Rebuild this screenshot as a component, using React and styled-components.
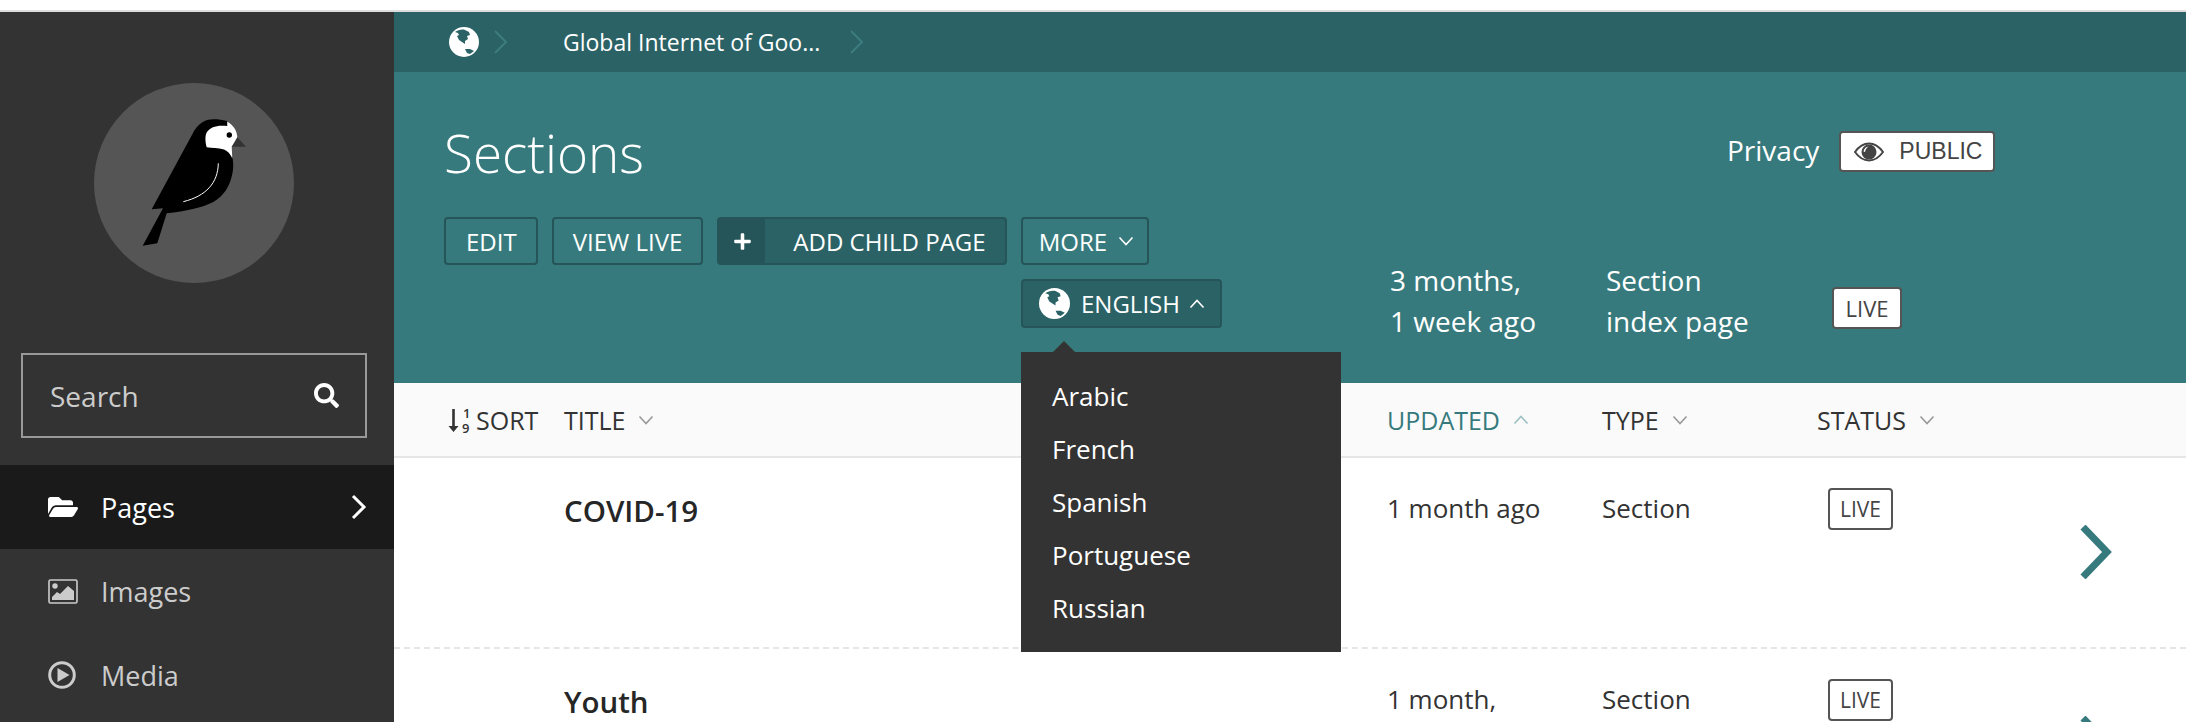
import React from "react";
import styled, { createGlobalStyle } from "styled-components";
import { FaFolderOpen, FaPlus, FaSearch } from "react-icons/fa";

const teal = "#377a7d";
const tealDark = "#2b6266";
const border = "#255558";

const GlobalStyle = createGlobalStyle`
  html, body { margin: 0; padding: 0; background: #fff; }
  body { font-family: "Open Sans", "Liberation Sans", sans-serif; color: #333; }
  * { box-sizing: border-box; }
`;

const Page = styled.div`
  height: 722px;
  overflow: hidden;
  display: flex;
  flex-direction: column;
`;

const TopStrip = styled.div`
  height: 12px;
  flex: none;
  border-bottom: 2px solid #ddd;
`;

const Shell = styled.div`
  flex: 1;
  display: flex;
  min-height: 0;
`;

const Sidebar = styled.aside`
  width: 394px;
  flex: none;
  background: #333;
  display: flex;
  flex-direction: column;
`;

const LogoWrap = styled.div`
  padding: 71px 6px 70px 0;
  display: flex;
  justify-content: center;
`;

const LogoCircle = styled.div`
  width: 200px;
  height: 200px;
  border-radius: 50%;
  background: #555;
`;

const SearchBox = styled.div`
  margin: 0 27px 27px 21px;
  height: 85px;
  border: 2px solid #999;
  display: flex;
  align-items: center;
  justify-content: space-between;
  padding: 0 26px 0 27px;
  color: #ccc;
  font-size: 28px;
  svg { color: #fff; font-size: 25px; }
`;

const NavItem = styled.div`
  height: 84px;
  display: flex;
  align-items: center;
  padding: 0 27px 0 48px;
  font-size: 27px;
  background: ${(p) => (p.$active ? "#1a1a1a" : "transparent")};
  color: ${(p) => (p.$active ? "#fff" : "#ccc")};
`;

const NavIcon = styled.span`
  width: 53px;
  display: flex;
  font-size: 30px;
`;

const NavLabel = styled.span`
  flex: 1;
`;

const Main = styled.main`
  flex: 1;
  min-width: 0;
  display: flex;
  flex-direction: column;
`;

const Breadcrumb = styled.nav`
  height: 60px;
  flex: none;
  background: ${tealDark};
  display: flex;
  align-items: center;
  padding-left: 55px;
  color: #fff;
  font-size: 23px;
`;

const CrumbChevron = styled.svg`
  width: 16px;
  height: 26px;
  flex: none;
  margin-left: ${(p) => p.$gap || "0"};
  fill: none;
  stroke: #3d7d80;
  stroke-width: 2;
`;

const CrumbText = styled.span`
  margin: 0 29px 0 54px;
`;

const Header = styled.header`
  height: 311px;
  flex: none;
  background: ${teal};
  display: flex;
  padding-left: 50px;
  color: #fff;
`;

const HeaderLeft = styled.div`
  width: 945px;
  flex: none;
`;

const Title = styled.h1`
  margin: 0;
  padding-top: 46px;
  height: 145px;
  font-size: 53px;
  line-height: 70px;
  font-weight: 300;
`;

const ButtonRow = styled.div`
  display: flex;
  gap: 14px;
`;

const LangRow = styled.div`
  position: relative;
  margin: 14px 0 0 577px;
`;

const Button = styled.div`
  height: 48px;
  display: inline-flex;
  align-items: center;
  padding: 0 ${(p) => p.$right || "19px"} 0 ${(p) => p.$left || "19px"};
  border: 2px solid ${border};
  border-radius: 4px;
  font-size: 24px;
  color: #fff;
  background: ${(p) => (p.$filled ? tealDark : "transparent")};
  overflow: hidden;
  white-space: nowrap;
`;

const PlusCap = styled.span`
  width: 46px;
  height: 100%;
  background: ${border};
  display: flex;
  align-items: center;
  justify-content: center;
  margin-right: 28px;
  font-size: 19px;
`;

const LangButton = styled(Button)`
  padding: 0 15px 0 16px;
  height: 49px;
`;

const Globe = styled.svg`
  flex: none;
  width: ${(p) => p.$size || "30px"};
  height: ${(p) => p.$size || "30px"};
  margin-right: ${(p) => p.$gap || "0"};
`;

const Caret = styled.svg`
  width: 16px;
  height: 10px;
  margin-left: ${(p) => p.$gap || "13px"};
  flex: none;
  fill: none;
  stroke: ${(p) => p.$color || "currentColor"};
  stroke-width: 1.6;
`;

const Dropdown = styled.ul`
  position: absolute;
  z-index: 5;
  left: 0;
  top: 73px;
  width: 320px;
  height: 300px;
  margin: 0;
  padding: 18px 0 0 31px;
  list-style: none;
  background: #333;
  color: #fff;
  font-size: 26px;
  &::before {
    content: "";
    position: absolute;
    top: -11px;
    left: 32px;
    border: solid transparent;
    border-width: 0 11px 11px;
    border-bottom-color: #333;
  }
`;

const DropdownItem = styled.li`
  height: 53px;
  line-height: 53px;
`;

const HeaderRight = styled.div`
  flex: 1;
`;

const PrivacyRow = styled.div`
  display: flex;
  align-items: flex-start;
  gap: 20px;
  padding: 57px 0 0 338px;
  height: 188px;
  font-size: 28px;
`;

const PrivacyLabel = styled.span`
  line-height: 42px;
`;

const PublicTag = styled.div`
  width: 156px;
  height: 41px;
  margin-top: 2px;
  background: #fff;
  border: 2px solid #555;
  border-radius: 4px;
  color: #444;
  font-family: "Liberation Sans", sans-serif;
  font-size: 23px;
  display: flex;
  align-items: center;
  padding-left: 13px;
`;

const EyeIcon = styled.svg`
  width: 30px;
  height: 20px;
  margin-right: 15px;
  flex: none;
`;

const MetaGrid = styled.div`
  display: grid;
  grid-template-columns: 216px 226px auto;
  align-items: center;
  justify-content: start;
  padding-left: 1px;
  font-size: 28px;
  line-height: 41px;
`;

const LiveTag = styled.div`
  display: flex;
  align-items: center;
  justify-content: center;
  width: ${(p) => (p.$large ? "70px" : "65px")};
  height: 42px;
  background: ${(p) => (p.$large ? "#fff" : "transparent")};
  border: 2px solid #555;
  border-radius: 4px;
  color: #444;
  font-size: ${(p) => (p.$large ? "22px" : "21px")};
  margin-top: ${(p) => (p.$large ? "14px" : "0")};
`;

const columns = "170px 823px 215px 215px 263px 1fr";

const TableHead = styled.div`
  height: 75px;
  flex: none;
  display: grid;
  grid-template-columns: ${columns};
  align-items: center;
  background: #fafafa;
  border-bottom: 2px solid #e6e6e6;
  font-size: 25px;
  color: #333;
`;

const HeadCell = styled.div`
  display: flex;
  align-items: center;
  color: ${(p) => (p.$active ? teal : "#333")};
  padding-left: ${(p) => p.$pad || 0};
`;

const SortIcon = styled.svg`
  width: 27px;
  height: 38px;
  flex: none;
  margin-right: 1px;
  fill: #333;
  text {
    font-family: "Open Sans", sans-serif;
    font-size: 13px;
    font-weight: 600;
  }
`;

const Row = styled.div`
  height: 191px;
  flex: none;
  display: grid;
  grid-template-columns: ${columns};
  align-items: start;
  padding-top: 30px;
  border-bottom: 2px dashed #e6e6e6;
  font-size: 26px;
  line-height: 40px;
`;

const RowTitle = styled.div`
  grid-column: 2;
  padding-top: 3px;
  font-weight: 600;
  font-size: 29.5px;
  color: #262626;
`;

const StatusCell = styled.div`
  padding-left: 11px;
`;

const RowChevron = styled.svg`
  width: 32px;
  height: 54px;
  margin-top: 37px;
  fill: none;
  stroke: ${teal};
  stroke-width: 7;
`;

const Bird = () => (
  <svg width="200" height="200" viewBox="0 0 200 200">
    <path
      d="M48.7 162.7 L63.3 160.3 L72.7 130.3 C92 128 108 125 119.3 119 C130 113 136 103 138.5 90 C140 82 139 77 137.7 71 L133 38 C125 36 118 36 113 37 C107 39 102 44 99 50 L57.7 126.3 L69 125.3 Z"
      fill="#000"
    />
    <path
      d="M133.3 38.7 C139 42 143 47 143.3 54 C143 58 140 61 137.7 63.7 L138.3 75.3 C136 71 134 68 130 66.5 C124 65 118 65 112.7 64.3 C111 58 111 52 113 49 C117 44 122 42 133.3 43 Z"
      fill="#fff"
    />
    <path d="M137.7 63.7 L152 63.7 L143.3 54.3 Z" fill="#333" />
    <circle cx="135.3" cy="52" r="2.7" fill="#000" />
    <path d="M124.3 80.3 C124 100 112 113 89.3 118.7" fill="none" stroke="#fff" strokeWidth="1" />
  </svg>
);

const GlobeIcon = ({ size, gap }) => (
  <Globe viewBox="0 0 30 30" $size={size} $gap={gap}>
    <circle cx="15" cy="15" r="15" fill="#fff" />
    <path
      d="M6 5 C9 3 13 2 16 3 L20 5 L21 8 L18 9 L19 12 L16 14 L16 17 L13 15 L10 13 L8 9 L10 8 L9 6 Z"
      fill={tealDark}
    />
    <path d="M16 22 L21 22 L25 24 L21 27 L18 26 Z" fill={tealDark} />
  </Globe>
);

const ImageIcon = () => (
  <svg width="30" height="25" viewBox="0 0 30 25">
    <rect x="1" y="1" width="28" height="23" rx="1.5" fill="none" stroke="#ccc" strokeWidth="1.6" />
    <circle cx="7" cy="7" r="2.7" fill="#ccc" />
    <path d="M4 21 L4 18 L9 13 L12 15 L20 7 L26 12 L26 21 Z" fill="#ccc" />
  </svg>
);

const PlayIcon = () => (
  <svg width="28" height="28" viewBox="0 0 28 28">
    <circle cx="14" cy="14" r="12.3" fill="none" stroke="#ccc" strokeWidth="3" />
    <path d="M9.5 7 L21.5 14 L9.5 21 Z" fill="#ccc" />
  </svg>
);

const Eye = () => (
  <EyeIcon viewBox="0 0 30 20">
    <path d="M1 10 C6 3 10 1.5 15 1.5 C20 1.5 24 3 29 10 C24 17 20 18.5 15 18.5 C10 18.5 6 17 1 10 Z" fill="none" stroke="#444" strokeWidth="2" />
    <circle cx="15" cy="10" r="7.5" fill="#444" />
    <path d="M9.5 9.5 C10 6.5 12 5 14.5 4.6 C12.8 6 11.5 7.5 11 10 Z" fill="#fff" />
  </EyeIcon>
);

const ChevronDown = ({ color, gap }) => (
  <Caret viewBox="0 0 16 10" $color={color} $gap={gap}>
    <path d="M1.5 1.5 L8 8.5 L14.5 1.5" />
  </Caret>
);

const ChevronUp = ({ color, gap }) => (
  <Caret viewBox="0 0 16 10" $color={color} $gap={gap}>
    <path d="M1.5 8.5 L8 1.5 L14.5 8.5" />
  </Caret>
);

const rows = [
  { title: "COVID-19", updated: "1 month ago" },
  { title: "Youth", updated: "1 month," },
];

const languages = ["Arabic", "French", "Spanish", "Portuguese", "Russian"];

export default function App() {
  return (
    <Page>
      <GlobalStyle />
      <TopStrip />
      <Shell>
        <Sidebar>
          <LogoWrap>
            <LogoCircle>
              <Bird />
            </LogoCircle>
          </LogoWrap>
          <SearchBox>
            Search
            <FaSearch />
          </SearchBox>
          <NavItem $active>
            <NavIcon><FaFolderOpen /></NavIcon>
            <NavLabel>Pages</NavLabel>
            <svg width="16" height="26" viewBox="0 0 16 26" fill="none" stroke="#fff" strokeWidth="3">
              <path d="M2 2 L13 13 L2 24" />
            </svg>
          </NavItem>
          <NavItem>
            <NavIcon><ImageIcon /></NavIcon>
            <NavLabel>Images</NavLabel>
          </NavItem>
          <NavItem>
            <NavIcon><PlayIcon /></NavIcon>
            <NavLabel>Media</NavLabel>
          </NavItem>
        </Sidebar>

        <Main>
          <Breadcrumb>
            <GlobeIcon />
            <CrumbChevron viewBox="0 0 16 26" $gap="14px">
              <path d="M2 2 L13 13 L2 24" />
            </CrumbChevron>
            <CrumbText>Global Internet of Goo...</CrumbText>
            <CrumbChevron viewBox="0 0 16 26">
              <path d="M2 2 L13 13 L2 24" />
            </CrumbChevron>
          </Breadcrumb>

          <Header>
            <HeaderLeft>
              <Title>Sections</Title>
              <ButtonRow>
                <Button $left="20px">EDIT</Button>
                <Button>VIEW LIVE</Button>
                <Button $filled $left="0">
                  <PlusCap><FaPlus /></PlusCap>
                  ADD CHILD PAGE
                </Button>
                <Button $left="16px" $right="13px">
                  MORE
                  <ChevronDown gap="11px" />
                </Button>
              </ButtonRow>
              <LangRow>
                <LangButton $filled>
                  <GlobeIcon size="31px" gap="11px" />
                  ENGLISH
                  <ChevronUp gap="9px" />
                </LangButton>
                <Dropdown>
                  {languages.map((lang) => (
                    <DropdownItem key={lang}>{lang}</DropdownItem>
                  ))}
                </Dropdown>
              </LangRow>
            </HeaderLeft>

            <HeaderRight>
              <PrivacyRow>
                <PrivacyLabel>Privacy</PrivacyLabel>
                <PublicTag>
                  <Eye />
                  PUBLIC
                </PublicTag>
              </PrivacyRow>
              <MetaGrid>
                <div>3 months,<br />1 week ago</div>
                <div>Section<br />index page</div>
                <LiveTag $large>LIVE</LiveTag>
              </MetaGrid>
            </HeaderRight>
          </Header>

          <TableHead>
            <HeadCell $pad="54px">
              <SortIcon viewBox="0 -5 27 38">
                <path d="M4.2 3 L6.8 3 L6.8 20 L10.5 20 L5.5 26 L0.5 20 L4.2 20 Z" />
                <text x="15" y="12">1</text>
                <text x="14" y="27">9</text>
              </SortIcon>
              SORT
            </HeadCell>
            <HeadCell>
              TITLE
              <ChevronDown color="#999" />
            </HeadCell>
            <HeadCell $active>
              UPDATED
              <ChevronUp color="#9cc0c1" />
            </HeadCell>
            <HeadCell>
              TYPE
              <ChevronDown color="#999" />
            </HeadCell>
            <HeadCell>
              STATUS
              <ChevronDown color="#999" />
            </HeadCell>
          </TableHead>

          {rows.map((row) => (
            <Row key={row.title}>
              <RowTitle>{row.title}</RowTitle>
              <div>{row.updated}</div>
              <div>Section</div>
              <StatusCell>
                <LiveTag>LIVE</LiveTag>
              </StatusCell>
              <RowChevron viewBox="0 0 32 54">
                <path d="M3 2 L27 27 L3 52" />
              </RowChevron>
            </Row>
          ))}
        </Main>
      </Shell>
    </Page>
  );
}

*Goal of the exercise*: Scan the material above. Copy each line where "components" occurs.

*Exercise answer*:
Rebuild this screenshot as a component, using React and styled-components.
import styled, { createGlobalStyle } from "styled-components";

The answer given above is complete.